BEGIN Provided material

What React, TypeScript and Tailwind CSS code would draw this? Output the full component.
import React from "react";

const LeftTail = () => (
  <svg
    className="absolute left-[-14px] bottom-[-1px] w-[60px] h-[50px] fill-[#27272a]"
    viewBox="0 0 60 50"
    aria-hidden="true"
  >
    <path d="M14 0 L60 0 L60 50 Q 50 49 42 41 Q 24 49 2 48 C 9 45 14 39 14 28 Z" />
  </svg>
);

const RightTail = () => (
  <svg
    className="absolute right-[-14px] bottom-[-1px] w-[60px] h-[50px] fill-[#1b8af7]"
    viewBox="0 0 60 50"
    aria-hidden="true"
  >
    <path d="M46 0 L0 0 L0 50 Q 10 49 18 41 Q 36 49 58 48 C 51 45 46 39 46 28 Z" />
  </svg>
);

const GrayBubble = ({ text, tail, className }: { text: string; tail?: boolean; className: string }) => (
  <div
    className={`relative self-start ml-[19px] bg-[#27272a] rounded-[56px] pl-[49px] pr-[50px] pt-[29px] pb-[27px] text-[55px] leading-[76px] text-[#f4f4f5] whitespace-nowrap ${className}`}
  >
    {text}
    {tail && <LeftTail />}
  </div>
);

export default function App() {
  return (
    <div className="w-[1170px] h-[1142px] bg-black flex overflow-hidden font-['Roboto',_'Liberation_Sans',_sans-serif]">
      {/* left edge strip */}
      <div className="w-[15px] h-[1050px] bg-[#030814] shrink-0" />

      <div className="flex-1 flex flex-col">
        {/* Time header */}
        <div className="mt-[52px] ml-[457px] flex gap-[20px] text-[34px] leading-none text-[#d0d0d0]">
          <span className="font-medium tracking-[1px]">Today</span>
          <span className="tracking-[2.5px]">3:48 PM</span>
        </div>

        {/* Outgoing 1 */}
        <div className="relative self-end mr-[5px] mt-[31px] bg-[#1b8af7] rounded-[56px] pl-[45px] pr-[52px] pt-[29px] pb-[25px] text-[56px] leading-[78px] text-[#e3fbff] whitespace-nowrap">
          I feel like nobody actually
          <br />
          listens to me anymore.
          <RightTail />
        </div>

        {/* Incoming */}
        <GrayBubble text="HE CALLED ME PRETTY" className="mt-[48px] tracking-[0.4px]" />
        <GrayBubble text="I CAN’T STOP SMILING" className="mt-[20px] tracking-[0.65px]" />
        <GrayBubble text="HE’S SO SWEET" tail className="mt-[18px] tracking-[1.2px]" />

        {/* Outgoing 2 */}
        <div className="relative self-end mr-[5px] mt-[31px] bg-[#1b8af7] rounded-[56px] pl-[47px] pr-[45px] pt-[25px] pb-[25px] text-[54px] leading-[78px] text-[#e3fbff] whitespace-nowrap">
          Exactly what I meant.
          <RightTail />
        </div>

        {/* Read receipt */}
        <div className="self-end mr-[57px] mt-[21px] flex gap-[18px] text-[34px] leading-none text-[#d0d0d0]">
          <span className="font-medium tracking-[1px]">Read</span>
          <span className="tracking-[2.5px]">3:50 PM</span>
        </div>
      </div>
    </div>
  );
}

END Provided material
BEGIN Provided material

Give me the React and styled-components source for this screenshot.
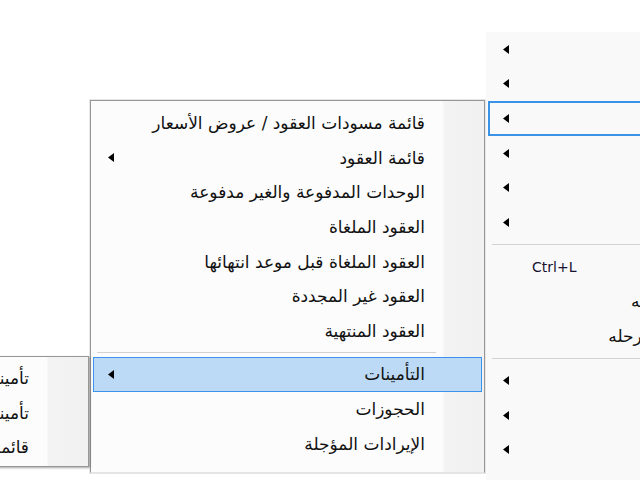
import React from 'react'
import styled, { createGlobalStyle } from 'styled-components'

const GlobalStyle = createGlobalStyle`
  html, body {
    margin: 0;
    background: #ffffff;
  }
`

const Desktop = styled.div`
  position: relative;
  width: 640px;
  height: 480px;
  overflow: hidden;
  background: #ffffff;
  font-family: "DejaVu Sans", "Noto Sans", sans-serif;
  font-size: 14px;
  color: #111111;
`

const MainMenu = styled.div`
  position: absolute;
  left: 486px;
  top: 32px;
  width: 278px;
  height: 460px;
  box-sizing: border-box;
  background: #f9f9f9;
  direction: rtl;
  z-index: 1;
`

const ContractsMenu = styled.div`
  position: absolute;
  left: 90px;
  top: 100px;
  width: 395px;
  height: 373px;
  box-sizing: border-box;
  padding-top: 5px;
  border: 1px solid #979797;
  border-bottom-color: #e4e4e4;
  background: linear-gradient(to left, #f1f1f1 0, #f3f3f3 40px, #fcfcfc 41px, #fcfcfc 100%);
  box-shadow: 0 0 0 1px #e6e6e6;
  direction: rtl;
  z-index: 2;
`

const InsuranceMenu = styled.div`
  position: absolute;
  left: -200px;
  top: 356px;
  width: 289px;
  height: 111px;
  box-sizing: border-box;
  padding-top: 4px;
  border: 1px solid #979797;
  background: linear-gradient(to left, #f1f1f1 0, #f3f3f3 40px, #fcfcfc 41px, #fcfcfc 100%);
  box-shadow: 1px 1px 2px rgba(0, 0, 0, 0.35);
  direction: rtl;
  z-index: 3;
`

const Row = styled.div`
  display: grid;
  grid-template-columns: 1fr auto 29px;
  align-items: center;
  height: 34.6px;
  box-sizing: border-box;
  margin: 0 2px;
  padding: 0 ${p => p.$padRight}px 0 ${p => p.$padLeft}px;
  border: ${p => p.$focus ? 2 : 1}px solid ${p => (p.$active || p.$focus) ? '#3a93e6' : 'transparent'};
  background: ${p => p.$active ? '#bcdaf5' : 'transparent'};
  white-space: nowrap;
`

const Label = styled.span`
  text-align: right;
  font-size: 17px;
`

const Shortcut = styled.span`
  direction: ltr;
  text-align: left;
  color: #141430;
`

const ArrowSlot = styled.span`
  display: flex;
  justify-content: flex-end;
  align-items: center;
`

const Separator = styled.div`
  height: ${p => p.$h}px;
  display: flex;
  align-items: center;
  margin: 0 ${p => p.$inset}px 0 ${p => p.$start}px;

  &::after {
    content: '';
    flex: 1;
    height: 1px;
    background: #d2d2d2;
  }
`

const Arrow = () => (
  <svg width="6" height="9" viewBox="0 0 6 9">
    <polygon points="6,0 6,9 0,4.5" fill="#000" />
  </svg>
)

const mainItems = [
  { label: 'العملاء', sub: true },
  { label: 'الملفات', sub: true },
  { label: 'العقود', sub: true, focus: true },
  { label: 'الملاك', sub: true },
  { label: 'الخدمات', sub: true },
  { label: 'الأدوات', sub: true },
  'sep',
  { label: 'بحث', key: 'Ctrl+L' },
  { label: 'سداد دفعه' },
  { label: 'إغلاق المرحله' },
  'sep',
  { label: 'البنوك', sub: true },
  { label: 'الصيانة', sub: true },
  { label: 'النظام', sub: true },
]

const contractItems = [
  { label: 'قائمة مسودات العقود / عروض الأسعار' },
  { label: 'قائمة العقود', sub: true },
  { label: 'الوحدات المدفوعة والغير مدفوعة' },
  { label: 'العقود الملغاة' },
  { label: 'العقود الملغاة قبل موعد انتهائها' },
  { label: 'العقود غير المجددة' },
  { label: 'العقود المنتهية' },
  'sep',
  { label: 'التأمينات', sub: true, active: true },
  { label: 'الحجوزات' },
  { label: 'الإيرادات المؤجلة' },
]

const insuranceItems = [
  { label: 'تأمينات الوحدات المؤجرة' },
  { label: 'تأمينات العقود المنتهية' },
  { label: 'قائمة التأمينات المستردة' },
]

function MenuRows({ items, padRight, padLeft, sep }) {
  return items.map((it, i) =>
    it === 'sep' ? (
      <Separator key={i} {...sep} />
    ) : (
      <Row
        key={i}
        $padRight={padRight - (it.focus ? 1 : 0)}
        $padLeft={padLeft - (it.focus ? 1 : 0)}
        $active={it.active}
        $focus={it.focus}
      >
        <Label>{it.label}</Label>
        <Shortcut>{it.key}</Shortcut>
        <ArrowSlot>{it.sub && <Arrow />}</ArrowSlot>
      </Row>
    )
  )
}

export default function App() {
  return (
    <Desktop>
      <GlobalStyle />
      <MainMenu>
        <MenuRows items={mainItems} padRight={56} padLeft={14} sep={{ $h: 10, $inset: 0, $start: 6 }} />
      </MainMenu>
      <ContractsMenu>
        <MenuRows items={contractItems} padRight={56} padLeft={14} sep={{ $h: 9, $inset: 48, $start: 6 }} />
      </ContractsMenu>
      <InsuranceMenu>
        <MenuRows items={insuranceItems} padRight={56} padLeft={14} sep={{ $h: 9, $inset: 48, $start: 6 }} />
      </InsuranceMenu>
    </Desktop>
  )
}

END Provided material

> [Task]: In the records shown above, how many lines include the word "this"? Answer with the number only.

> [Worked answer]: 2